Pull every line containing the word "component" from the records.

### Records for the task
____________________

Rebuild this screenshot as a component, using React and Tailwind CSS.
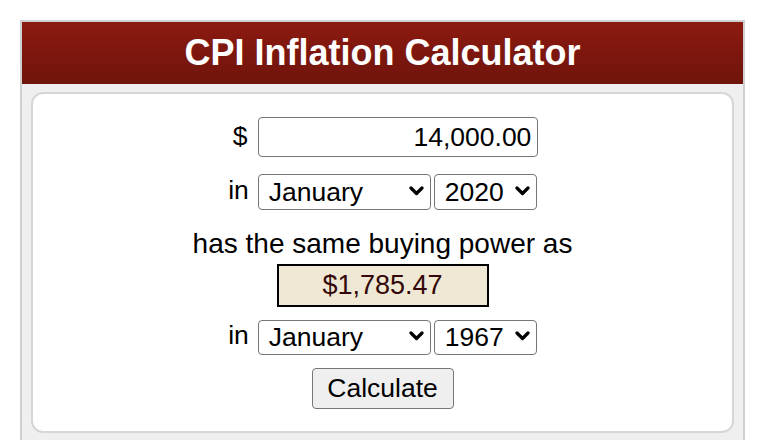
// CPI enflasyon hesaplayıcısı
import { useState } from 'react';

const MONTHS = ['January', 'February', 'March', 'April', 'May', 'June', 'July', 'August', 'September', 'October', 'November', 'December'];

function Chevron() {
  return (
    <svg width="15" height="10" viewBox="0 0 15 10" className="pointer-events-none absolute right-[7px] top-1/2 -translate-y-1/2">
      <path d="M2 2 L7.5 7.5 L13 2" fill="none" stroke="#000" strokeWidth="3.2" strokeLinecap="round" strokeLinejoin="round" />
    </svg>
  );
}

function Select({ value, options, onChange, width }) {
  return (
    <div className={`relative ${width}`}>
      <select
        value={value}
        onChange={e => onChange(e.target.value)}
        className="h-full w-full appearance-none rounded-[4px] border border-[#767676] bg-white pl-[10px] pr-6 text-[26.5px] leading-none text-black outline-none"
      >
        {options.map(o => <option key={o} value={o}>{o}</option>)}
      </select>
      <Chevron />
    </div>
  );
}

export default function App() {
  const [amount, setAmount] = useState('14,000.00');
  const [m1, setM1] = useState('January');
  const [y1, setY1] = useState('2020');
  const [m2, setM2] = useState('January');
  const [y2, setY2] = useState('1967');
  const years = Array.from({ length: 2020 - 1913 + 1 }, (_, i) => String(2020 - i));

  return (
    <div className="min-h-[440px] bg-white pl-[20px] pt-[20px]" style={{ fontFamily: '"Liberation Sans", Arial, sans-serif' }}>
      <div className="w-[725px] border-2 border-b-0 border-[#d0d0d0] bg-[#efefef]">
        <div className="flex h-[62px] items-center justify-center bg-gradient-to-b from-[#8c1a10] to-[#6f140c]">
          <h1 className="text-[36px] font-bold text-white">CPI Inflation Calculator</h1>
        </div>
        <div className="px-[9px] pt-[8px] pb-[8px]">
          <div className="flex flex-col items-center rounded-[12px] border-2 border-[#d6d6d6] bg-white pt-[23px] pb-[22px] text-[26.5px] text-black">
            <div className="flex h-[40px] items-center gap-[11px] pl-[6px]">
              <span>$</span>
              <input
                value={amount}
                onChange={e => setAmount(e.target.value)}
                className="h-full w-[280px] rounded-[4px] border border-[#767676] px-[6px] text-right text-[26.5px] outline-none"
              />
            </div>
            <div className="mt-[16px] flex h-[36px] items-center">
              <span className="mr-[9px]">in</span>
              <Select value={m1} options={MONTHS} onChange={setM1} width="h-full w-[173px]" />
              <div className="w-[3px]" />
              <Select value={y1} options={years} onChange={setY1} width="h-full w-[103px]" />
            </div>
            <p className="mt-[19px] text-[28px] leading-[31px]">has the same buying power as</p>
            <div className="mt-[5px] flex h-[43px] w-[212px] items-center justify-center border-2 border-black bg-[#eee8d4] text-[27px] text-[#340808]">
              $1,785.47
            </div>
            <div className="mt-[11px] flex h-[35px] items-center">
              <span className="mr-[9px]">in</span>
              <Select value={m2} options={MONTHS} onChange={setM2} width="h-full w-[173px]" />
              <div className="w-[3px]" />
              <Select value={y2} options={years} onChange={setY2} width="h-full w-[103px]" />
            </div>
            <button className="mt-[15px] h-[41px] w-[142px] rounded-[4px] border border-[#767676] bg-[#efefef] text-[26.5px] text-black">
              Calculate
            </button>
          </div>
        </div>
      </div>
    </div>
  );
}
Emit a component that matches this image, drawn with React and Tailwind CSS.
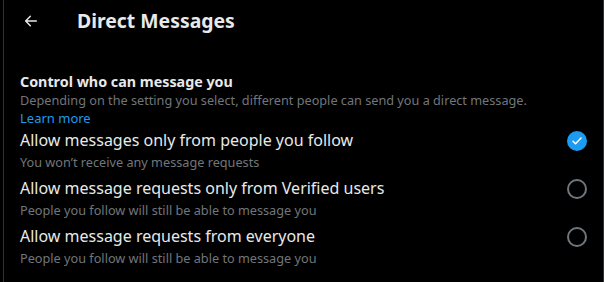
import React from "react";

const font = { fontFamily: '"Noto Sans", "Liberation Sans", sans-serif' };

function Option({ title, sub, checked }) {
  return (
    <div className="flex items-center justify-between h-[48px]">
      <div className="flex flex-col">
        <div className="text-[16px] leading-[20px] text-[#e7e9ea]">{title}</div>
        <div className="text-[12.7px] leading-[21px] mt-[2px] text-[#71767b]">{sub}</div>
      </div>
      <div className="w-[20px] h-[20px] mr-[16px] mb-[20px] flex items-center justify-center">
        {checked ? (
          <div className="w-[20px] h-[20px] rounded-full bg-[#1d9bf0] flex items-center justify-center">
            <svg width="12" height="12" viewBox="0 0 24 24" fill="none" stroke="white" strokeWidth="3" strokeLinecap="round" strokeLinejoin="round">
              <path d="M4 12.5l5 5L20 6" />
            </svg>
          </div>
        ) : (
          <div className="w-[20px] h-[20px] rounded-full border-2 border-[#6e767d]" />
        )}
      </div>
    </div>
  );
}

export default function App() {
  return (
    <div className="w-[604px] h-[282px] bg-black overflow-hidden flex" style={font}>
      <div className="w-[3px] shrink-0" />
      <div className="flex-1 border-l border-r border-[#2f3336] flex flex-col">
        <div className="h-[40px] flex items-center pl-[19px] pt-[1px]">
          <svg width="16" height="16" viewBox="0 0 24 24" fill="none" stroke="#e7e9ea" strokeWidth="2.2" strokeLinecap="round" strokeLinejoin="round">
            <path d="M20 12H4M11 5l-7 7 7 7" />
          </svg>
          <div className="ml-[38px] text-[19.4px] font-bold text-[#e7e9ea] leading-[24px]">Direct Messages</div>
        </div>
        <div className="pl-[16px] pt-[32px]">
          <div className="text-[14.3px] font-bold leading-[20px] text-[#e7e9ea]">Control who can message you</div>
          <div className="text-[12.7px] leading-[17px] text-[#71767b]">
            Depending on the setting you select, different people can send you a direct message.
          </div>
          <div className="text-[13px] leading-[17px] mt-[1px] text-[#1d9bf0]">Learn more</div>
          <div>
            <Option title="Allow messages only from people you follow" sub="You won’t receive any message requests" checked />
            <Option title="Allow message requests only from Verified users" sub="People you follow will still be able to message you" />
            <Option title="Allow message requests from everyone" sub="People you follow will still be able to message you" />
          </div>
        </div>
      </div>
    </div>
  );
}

____________________

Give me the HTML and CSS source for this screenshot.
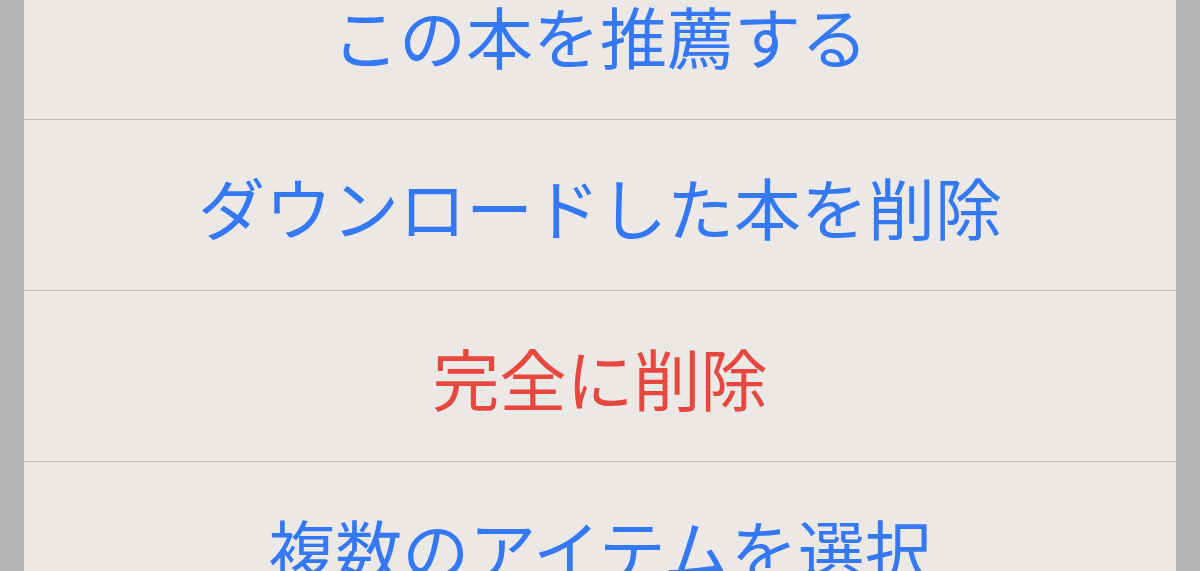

____________________

### The output
Rebuild this screenshot as a component, using React and Tailwind CSS.
Emit a component that matches this image, drawn with React and Tailwind CSS.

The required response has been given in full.